Target (M4) Level SA-MSCP Width Baseline Width Coverage Cost
Aggregated Sales 90% \(5.5\times10^{4}\) \(1.9\times10^{4}\) 10.8
Aggregated Sales 99% \(7.5\times10^{4}\) \(2.9\times10^{4}\) 14.7
Y-o-Y Sales Growth 90% \(1.6\) \(4.5\times10^{-1}\) 17.2
Y-o-Y Sales Growth 99% \(6.6\) \(7.3\times10^{-1}\) 113.1

Key Findings

  • Aggregated targets benefit most: Annual totals saw a +17.5% coverage gain at the 90% level, higher than the +13.6% for raw monthly sales, indicating that block bootstrap simulation effectively addresses "aggregation-induced dependency."
  • Wider intervals are the trade-off: For Y-o-Y growth at the 99% level, the coverage cost reached 113.1, showing that width expands rapidly to cover high-confidence, non-linear targets—practitioners must balance "coverage" and "interval utility."
  • Under-coverage of nominal levels persists: Despite improvements, M4 aggregated sales at the 90% nominal level only reached 83.1% empirically.
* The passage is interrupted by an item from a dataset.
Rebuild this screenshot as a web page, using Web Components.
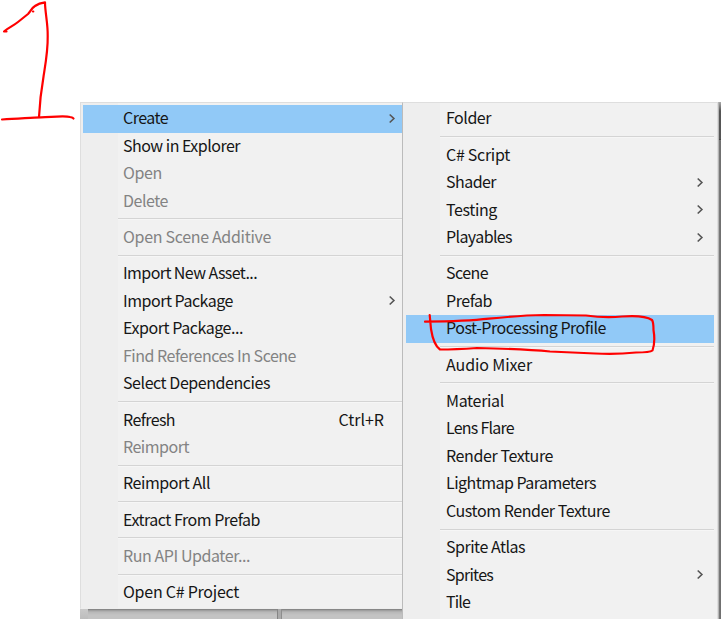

This method claims "improved empirical coverage relative to the baseline" rather than finite-sample guarantees.
  • Block length requires tuning by forecast horizon: The choices of \(b=12\) for M4 and \(b=3\) for the private data reflect the trade-off of "blocks long enough to preserve dependency but short enough to allow sufficient bootstrap combinations."

Highlights & Insights

  • Reversing the order to "Aggregate then Quantile" is clever: By offloading dependency coupling (sums) and non-linearity (ratios) to Monte Carlo samples, it bypasses the difficulties of analytical uncertainty propagation and remains generalizable to any operator.
  • Block bootstrap directly interfaces with residual matrices: It repurposes the "residual-by-horizon" structure from multi-step CP and adds a layer of block bootstrap. This is cost-effective to implement, essentially swapping the residual injection method in an ARIMA simulation pipeline.
  • Honesty regarding guarantees: The authors are explicit that this is a "practical method with no finite-sample guarantees, targeting empirical coverage only." The use of Wilcoxon tests for significance makes the conclusions more credible.
  • Transferable: The "monthly → annual" framework can be swapped for "daily → weekly/quarterly/annual," and the sum operator can be replaced with others (max, weighted sum), making the simulation-quantile framework reusable.

Limitations & Future Work

  • Lack of theoretical guarantees: The method bypasses exchangeability and relies on empirical coverage, often failing to meet nominal levels. It may not be suitable for high-risk scenarios requiring strict guarantees.
  • Excessive interval width: The width expansion for high-confidence, non-linear targets (99% Y-o-Y growth) is severe, which may limit practical utility.
  • Heavy dependence on base model and residual quality: The procedure relies on Auto-ARIMA point forecasts and residuals. If the base model is misspecified or residuals are non-stationary, block bootstrap cannot compensate.
  • Narrow evaluation scope: Primary validation is on M4 monthly sales and a private retail dataset. It lacks stress testing on more non-stationary or structurally-changing scenarios like finance or energy. Choice of block length \(b\) currently requires manual setting based on horizon rather than an automated criterion.
  • vs. Direct CP on Aggregated Data: Directly calibrating annual data suffers from small sample sizes and statistical instability. SA-MSCP performs simulation at the monthly level and aggregates on samples, avoiding the scarcity of calibration points.
  • vs. Naive "Path Simulation Baseline": The baseline uses conditional simulation without CV-residual calibration or block bootstrap. SA-MSCP adds these two steps, resulting in consistently higher coverage (at the cost of wider intervals).
  • vs. Copula Joint Calibration / Interval Arithmetic / Hierarchical Reconciliation: Those works address joint coverage of multiple variables or sum-consistency across levels under group exchangeability. This paper focuses specifically on temporal aggregation within a single variable's sequence, a different problem setting.

Rating

  • Novelty: ⭐⭐⭐ Combines multi-step CP with block bootstrap for aggregated intervals; clear logic using established building blocks.
  • Experimental Thoroughness: ⭐⭐⭐ M4 and 2,000 private sequences with Wilcoxon tests are solid, though retail-focused and lacking high-non-stationarity stress tests.
  • Writing Quality: ⭐⭐⭐⭐ Transparent explanation of motivation, method, and costs; clearly notes the lack of theoretical guarantees.
  • Value: ⭐⭐⭐ Provides a deployable solution for business targets like annual totals and growth rates, though its value is capped by interval width and a lack of guarantees.